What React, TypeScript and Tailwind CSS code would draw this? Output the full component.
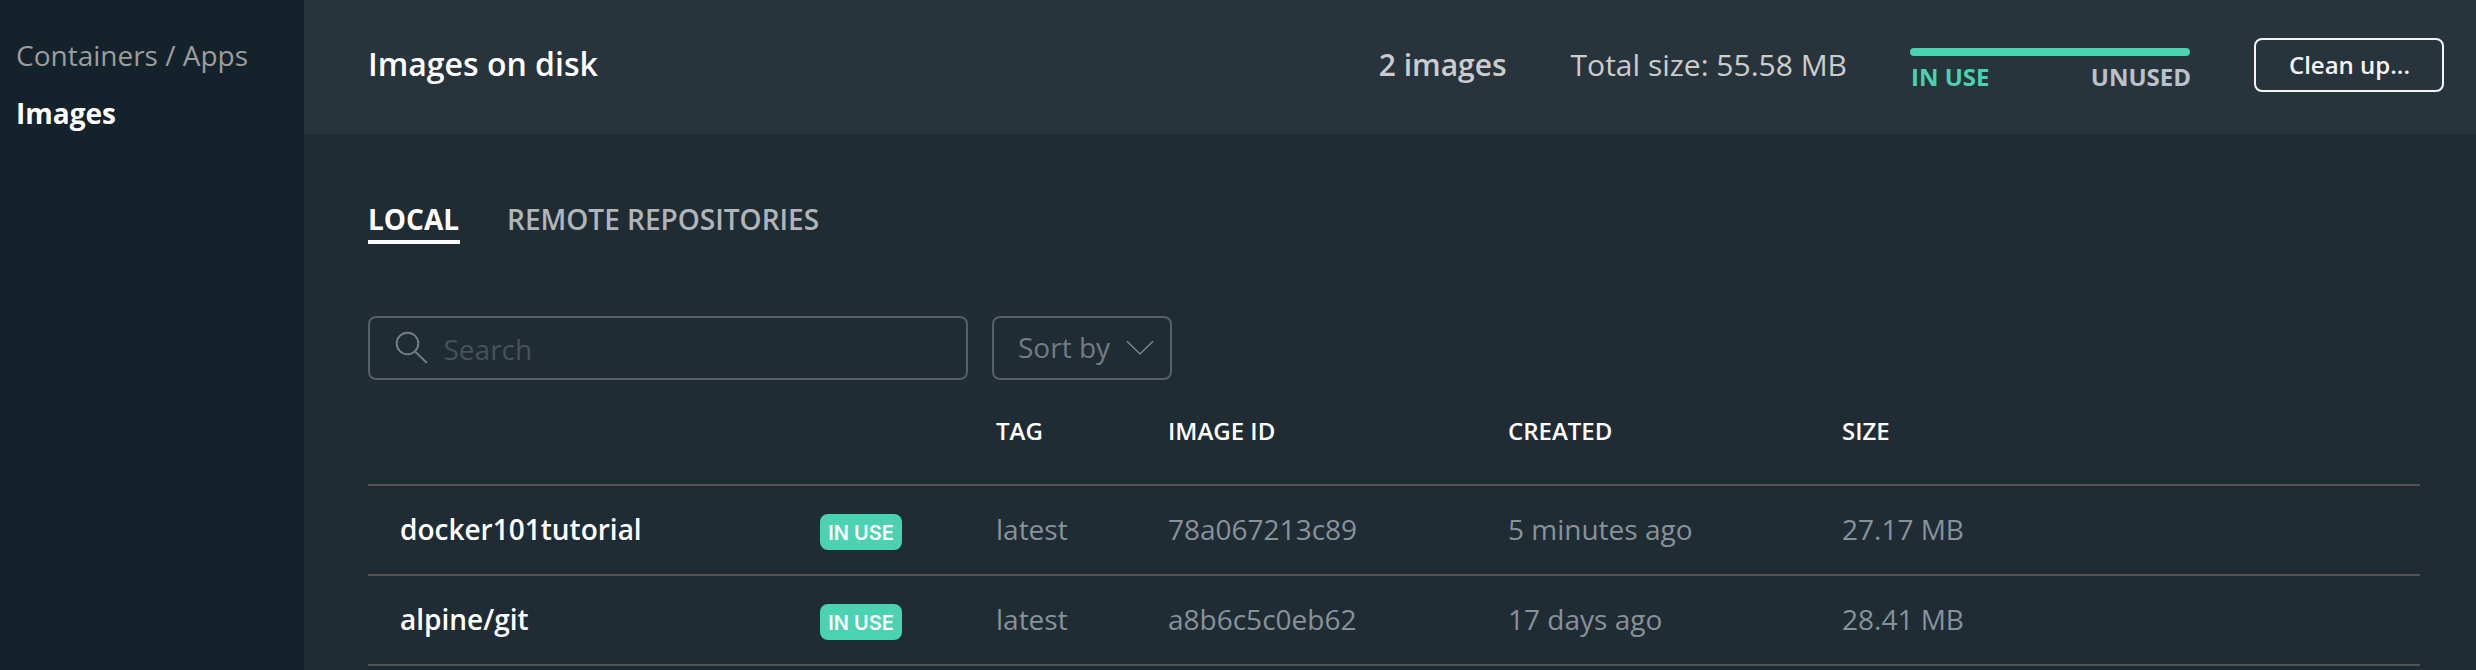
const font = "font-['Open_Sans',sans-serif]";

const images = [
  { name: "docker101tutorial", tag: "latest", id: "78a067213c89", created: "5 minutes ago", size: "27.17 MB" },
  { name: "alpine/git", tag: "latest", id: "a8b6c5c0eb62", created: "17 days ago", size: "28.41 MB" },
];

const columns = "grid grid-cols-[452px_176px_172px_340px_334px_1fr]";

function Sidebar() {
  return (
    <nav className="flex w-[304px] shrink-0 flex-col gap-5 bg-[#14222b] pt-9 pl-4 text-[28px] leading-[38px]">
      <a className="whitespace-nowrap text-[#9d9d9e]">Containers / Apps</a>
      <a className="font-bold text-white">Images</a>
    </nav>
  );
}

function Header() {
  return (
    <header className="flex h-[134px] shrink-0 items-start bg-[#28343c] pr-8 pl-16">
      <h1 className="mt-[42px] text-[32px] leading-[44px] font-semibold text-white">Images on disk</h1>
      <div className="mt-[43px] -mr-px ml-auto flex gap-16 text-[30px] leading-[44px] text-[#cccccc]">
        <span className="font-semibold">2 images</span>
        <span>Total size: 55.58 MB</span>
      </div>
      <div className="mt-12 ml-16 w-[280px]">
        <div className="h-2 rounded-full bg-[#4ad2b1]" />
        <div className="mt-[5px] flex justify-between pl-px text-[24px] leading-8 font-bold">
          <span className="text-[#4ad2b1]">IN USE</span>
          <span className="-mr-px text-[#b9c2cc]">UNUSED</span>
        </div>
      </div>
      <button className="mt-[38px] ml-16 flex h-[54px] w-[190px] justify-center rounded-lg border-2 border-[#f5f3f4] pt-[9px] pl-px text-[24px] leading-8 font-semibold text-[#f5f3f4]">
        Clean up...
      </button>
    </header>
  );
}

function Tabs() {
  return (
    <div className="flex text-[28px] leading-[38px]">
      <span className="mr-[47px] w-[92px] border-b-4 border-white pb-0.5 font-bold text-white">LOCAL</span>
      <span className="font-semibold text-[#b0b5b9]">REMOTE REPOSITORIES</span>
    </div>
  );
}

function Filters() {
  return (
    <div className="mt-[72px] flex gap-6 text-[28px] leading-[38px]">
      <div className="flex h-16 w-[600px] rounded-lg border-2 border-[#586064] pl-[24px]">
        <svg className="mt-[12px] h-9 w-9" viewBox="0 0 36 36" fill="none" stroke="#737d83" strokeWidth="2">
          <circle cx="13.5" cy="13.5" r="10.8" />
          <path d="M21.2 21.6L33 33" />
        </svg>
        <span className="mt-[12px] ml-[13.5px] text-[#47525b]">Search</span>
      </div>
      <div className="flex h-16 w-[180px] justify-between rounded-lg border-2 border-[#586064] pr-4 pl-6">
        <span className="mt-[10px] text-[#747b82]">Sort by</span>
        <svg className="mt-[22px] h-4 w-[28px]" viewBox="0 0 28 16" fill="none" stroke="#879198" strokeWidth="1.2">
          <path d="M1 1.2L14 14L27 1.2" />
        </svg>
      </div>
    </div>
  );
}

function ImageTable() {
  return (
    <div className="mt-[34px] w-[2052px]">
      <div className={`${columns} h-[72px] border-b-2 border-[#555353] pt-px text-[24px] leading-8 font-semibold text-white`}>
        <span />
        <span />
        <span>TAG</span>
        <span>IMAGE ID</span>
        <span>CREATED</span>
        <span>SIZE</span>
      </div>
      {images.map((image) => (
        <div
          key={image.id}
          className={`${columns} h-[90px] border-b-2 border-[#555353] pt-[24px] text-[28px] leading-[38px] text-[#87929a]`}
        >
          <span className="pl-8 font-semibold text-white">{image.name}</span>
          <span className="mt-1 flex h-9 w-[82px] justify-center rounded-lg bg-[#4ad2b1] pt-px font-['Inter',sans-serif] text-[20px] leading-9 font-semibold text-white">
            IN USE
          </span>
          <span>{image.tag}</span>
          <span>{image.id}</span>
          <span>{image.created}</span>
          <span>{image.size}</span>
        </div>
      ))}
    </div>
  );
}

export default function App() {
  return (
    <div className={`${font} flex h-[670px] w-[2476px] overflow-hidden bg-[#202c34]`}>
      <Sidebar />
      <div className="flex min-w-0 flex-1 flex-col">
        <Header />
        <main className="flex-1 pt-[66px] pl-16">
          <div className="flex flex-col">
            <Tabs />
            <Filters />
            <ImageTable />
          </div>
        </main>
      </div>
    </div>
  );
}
---------------
▶ [PROBLEM]: Omit every picture while copying the listing above exactly.

▶ [THE COMPLETED TASK]:
What React, TypeScript and Tailwind CSS code would draw this? Output the full component.
const font = "font-['Open_Sans',sans-serif]";

const images = [
  { name: "docker101tutorial", tag: "latest", id: "78a067213c89", created: "5 minutes ago", size: "27.17 MB" },
  { name: "alpine/git", tag: "latest", id: "a8b6c5c0eb62", created: "17 days ago", size: "28.41 MB" },
];

const columns = "grid grid-cols-[452px_176px_172px_340px_334px_1fr]";

function Sidebar() {
  return (
    <nav className="flex w-[304px] shrink-0 flex-col gap-5 bg-[#14222b] pt-9 pl-4 text-[28px] leading-[38px]">
      <a className="whitespace-nowrap text-[#9d9d9e]">Containers / Apps</a>
      <a className="font-bold text-white">Images</a>
    </nav>
  );
}

function Header() {
  return (
    <header className="flex h-[134px] shrink-0 items-start bg-[#28343c] pr-8 pl-16">
      <h1 className="mt-[42px] text-[32px] leading-[44px] font-semibold text-white">Images on disk</h1>
      <div className="mt-[43px] -mr-px ml-auto flex gap-16 text-[30px] leading-[44px] text-[#cccccc]">
        <span className="font-semibold">2 images</span>
        <span>Total size: 55.58 MB</span>
      </div>
      <div className="mt-12 ml-16 w-[280px]">
        <div className="h-2 rounded-full bg-[#4ad2b1]" />
        <div className="mt-[5px] flex justify-between pl-px text-[24px] leading-8 font-bold">
          <span className="text-[#4ad2b1]">IN USE</span>
          <span className="-mr-px text-[#b9c2cc]">UNUSED</span>
        </div>
      </div>
      <button className="mt-[38px] ml-16 flex h-[54px] w-[190px] justify-center rounded-lg border-2 border-[#f5f3f4] pt-[9px] pl-px text-[24px] leading-8 font-semibold text-[#f5f3f4]">
        Clean up...
      </button>
    </header>
  );
}

function Tabs() {
  return (
    <div className="flex text-[28px] leading-[38px]">
      <span className="mr-[47px] w-[92px] border-b-4 border-white pb-0.5 font-bold text-white">LOCAL</span>
      <span className="font-semibold text-[#b0b5b9]">REMOTE REPOSITORIES</span>
    </div>
  );
}

function Filters() {
  return (
    <div className="mt-[72px] flex gap-6 text-[28px] leading-[38px]">
      <div className="flex h-16 w-[600px] rounded-lg border-2 border-[#586064] pl-[24px]">
        <svg className="mt-[12px] h-9 w-9" viewBox="0 0 36 36" fill="none" stroke="#737d83" strokeWidth="2">
          <circle cx="13.5" cy="13.5" r="10.8" />
          <path d="M21.2 21.6L33 33" />
        </svg>
        <span className="mt-[12px] ml-[13.5px] text-[#47525b]">Search</span>
      </div>
      <div className="flex h-16 w-[180px] justify-between rounded-lg border-2 border-[#586064] pr-4 pl-6">
        <span className="mt-[10px] text-[#747b82]">Sort by</span>
        <svg className="mt-[22px] h-4 w-[28px]" viewBox="0 0 28 16" fill="none" stroke="#879198" strokeWidth="1.2">
          <path d="M1 1.2L14 14L27 1.2" />
        </svg>
      </div>
    </div>
  );
}

function ImageTable() {
  return (
    <div className="mt-[34px] w-[2052px]">
      <div className={`${columns} h-[72px] border-b-2 border-[#555353] pt-px text-[24px] leading-8 font-semibold text-white`}>
        <span />
        <span />
        <span>TAG</span>
        <span>IMAGE ID</span>
        <span>CREATED</span>
        <span>SIZE</span>
      </div>
      {images.map((image) => (
        <div
          key={image.id}
          className={`${columns} h-[90px] border-b-2 border-[#555353] pt-[24px] text-[28px] leading-[38px] text-[#87929a]`}
        >
          <span className="pl-8 font-semibold text-white">{image.name}</span>
          <span className="mt-1 flex h-9 w-[82px] justify-center rounded-lg bg-[#4ad2b1] pt-px font-['Inter',sans-serif] text-[20px] leading-9 font-semibold text-white">
            IN USE
          </span>
          <span>{image.tag}</span>
          <span>{image.id}</span>
          <span>{image.created}</span>
          <span>{image.size}</span>
        </div>
      ))}
    </div>
  );
}

export default function App() {
  return (
    <div className={`${font} flex h-[670px] w-[2476px] overflow-hidden bg-[#202c34]`}>
      <Sidebar />
      <div className="flex min-w-0 flex-1 flex-col">
        <Header />
        <main className="flex-1 pt-[66px] pl-16">
          <div className="flex flex-col">
            <Tabs />
            <Filters />
            <ImageTable />
          </div>
        </main>
      </div>
    </div>
  );
}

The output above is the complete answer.